Louis XIV, longtemps vainqueur et pacificateur, plus grand dans les revers que modeste dans la prospérité, protecteur des rois malheureux, bienfaiteur des arts, législateur, méritait sans doute, malgré ses grandes fautes, que sa mémoire fût consacrée ; mais il ne fut pas si heureusement loué après sa mort que de son vivant, soit que les malheurs de la fin de son règne eussent glacé

  1. Par Bossuet.
  2. Par Fléchier.
  3. Voyez tome XVII, page 335.
  4. N. B. « Ce fut par cette vision qu’elle comprit, dit Bossuet, qu’il manque un sens aux incrédules. Trois mois entiers furent employés à repasser avec larmes ses ans écoulés dans les illusions, et à préparer sa confession. Dans l’approche du jour désiré où elle espérait de la faire, elle tomba dans une syncope qui ne lui laissait ni couleur, ni pouls, ni respiration. Revenue d’une si étrange défaillance, elle se vit replongée dans un plus grand mal ; et, après les approches de la mort, elle ressentit toutes les horreurs de l’enfer. Digne effet des sacrements de l’Église ! etc. » (Édit. de 1749, p. 315 et 316.)

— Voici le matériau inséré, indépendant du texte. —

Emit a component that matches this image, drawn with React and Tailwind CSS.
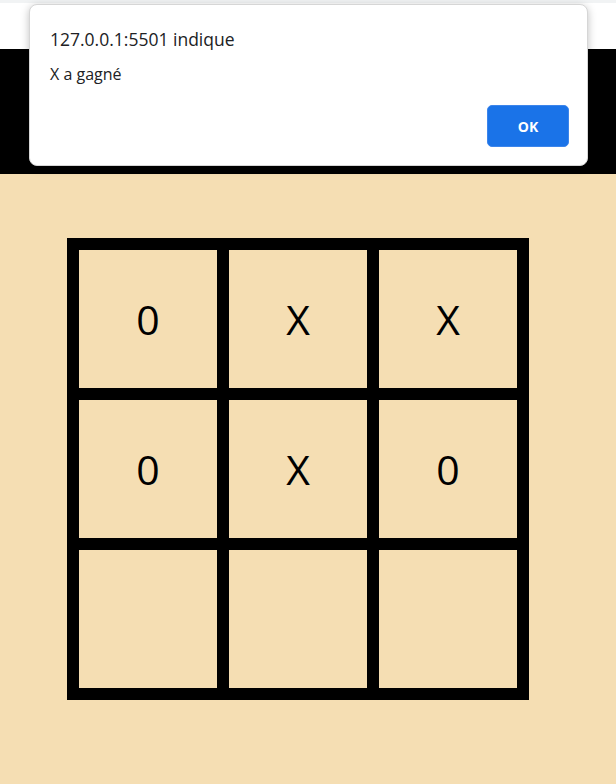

    « Elle vit aussi une poule qui arrachait un de ses poussins de la gueule d’un chien, et elle entendit cette poule qui disait : Non, je ne le rendrai jamais. » (Voyez page 319 de la même édition.)

    C’est donc là ce que rapporte cet illustre Bossuet, qui s’élevait, dans le même temps, avec un acharnement si impitoyable contre les visions de l’élégant et sensible archevêque de Cambrai. Démosthéne et Sophocle ! ô Cicéron et Virgile ! qu’eussiez-vous dit si, dans votre temps, des hommes, d’ailleurs éloquents, avaient débité sérieusement de pareilles pauvretés ? (Note de Voltaire.)